Efficiency of higher-order algorithms for minimizing composite functions
Yassine Nabou, Ion Necoara
TL;DR
The paper develops a unified General Composite Higher-Order (GCHO) framework for minimizing f(x)=g(F(x))+h(x) where F and h may be nonsmooth or nonconvex. By replacing F with p-th order surrogates whose error has Lipschitz p-th derivatives, GCHO achieves descent and provable convergence to stationary points, with rates that adapt to KL geometry and convexity: nonconvex settings yield O(1/k^{p/(p+1)}) in first-order optimality and KL-driven linear/sublinear rates, while convex cases yield a global O(1/k^{p}) rate in function values. The adaptive variant (A-GCHO) uses a line-search over the surrogate’s regularization parameter to ensure finite termination and preserve convergence guarantees.
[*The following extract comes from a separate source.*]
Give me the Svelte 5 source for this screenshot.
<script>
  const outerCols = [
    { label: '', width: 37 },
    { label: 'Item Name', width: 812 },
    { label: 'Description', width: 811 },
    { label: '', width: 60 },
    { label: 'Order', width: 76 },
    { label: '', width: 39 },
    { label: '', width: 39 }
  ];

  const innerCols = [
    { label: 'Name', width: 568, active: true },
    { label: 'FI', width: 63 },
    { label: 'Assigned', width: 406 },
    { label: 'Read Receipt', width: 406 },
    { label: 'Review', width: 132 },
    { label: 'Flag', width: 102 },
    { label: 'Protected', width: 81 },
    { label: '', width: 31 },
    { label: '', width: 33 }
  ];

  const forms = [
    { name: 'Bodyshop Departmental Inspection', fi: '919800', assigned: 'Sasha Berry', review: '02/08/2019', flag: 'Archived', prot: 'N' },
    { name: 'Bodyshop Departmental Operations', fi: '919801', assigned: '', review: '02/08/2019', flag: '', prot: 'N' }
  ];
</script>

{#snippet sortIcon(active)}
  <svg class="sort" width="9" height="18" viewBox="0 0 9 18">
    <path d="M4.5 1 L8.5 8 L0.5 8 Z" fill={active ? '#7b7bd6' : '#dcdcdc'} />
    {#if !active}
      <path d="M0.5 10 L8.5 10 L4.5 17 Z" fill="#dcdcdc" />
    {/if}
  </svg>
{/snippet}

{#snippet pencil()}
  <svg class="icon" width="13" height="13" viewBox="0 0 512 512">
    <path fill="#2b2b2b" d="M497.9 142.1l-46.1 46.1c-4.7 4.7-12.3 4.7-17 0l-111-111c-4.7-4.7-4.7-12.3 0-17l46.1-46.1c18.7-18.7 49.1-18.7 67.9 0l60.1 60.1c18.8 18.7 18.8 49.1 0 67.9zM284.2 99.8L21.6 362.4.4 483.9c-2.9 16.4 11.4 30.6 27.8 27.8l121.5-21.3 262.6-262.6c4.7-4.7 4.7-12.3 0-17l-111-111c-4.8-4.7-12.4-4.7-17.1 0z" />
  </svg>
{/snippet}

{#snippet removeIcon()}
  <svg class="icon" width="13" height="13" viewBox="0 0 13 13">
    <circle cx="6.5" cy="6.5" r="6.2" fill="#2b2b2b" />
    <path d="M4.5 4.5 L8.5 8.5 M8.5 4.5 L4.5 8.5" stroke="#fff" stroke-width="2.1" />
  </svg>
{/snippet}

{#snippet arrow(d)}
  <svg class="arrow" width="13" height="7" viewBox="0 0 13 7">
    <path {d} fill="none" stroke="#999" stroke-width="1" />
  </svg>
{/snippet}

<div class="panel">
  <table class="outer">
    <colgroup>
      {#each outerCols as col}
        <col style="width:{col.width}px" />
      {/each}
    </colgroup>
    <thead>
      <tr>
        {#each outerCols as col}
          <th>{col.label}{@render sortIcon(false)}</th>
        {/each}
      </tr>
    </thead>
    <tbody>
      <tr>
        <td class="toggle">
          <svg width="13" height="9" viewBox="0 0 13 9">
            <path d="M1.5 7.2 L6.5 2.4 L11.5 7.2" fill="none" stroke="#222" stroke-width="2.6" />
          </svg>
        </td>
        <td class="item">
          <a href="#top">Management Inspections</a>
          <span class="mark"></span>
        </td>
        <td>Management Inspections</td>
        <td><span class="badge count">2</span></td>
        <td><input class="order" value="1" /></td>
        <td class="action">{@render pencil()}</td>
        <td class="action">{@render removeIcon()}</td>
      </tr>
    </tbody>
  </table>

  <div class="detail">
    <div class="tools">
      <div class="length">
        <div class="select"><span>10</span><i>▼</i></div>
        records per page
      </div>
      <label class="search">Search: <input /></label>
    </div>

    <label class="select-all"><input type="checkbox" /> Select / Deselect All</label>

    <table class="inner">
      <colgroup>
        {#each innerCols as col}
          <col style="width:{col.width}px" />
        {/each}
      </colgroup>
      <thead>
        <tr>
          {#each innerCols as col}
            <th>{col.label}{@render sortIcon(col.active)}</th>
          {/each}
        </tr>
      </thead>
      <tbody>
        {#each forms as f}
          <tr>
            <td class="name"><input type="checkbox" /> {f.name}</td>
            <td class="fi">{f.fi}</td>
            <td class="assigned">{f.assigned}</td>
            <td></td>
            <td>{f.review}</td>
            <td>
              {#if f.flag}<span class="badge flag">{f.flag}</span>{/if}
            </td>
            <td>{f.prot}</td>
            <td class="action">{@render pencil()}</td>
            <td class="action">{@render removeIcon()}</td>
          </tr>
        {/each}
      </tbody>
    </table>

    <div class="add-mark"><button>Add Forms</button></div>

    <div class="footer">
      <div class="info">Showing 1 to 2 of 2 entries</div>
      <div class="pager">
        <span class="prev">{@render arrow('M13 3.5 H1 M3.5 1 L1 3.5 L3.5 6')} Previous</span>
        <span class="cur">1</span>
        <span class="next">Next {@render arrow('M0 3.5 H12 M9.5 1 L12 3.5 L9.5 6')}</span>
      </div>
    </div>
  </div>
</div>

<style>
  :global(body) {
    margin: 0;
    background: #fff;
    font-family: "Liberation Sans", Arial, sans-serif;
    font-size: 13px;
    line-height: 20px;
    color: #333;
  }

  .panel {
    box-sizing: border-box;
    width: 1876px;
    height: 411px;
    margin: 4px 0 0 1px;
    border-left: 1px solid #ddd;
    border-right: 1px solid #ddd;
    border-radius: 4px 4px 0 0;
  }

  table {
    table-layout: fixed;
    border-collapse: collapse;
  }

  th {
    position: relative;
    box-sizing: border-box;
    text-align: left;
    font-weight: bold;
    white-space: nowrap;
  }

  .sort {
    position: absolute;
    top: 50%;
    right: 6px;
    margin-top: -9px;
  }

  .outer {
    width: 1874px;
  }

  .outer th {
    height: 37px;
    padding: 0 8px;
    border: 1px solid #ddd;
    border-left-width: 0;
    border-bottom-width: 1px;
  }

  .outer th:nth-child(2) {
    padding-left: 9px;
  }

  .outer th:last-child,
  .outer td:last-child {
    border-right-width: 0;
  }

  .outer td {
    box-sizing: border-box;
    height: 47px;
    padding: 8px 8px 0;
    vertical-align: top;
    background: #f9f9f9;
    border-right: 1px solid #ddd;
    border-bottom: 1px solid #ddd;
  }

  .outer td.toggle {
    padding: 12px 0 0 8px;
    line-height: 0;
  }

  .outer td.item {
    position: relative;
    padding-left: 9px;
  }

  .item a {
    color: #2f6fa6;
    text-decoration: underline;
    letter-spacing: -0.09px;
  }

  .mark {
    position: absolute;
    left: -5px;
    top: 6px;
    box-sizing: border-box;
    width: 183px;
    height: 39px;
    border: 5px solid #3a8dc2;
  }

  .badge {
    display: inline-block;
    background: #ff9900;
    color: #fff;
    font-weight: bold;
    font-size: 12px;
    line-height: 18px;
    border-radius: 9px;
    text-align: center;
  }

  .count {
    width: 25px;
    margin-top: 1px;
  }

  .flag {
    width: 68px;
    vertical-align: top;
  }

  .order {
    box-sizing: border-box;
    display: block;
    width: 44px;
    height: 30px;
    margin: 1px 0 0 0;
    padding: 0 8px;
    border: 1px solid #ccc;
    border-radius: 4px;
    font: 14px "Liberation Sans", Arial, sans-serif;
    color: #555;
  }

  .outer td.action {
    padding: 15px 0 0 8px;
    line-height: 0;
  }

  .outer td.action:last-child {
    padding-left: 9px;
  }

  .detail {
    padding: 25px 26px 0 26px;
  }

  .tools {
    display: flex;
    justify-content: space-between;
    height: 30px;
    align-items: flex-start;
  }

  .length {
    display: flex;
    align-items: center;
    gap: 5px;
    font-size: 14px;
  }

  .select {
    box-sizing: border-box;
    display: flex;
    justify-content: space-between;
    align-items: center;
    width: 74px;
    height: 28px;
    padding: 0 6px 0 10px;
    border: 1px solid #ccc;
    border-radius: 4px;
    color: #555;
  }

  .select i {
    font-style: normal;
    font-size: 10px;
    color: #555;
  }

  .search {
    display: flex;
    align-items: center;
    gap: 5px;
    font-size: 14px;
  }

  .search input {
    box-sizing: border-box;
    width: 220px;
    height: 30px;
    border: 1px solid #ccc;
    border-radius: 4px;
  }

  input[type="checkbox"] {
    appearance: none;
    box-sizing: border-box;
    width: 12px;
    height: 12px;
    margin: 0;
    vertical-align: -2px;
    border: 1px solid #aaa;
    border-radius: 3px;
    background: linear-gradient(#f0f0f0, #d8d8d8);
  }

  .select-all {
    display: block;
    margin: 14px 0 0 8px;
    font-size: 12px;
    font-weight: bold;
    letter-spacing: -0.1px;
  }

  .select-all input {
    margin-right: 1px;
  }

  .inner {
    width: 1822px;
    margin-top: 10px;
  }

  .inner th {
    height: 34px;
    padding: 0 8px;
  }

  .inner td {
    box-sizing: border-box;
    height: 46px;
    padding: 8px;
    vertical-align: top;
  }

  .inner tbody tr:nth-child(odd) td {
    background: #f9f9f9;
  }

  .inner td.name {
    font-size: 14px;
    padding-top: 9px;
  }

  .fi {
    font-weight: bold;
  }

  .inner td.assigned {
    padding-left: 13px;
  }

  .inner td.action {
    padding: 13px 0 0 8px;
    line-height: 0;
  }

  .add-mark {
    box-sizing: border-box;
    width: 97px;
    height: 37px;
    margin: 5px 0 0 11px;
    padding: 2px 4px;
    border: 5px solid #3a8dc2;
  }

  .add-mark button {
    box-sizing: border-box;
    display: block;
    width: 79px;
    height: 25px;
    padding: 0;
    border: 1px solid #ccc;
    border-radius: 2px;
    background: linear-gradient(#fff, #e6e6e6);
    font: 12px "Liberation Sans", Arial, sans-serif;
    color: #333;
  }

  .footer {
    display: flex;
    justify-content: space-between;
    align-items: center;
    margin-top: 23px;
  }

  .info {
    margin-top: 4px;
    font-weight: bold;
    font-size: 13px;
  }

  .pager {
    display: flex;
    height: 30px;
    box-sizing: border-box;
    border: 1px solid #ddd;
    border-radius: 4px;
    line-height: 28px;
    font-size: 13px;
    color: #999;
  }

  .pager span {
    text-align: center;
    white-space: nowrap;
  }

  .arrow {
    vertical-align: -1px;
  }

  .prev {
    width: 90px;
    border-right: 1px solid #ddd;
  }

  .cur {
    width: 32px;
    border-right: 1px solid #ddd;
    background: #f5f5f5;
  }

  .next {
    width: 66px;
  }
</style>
Numerical experiments on min-max and least-squares reformulations demonstrate practical efficiency, with higher-order surrogates (p=2) often accelerating convergence and recovering global optima where standard solvers may fail. This work provides a broad, theoretically grounded framework for higher-order majorization-minimization in composite optimization, including nonsmooth and nonconvex scenarios, and connects to a wide range of applications such as minimax approximations and robust factorization.
Abstract
Composite minimization involves a collection of functions which are aggregated in a nonsmooth manner. It covers, as a particular case, smooth approximation of minimax games, minimization of max-type functions, and simple composite minimization problems, where the objective function has a nonsmooth component. We design a higher-order majorization algorithmic framework for fully composite problems (possibly nonconvex). Our framework replaces each component with a higher-order surrogate such that the corresponding error function has a higher-order Lipschitz continuous derivative. We present convergence guarantees for our method for composite optimization problems with (non)convex and (non)smooth objective function. In particular, we prove stationary point convergence guarantees for general nonconvex (possibly nonsmooth) problems and under Kurdyka-Lojasiewicz (KL) property of the objective function we derive improved rates depending on the KL parameter. For convex (possibly nonsmooth) problems we also provide sublinear convergence rates.